Hao Li, Haoxiang Zhang, and Ahmed E. Hassan from Queen's University studied what happens when AI becomes your coding teammate:
Although agents frequently outperform humans in speed, our analysis shows their pull requests are accepted less frequently, revealing a stark gap between benchmark performance and real-world trust and utility. Moreover, while agents can massively accelerate code submission—one developer submitted as many Agentic-PRs in three days as they submitted without Agentic help in the previous three years—these contributions tend to be structurally simpler.
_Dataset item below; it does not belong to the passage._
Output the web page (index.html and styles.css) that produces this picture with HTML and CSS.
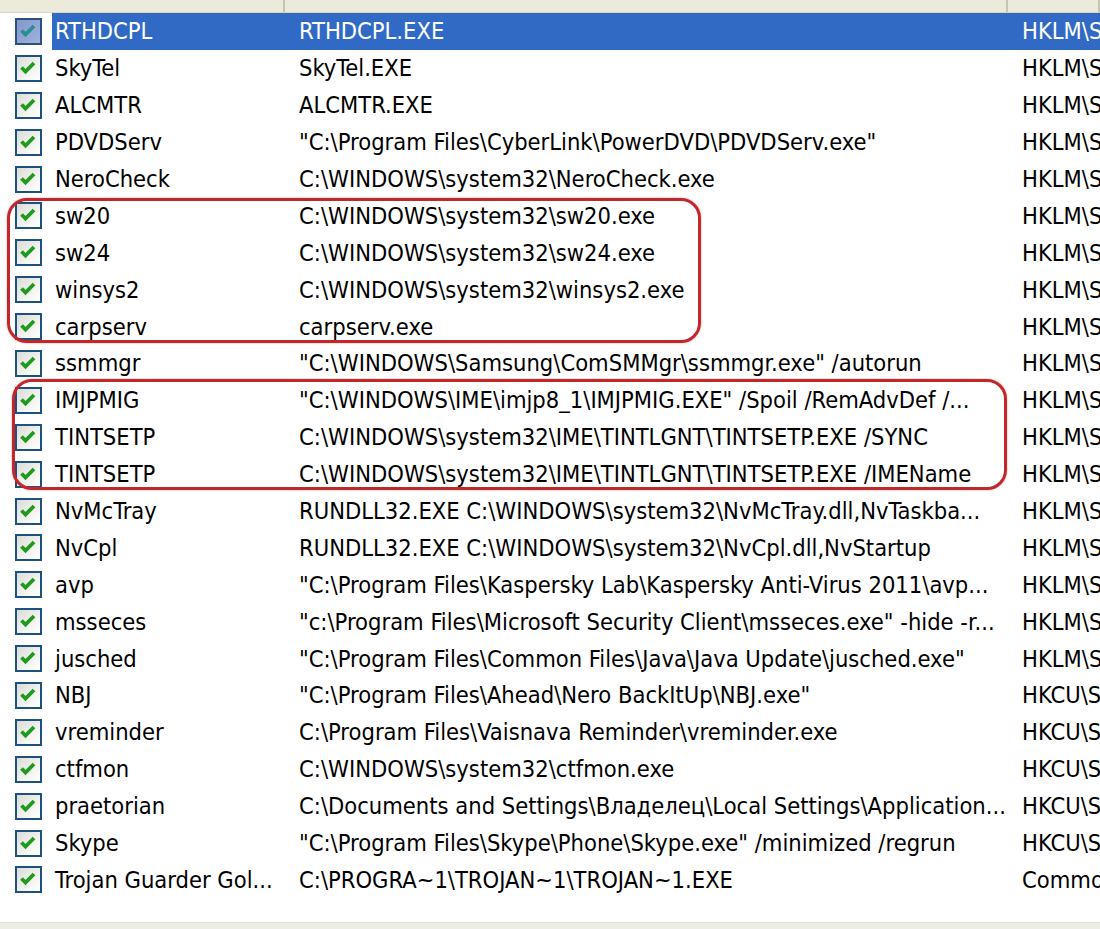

They analyzed 456,000 pull requests from AI agents like Devin and GitHub Copilot. Real-world data on our new AI teammates.
The results are fascinating and slightly concerning. AI agents can generate massive volumes of code at incredible speed, but their PRs get accepted far less often than human contributions.
We've solved for speed but not for trust. AI can pump out code faster than ever, but much of it gets rejected. There's a fundamental tension here - quantity vs quality, speed vs acceptance.
The challenge isn't just making AI smarter. It's designing the entire human-computer collaboration around this new reality.
The bottleneck has shifted from writing code to reviewing it. One person can now generate the output of an entire team.
How do we manage that firehose of productivity? How do you review code when it's coming at you faster than you can possibly evaluate? That's the problem we need to solve next.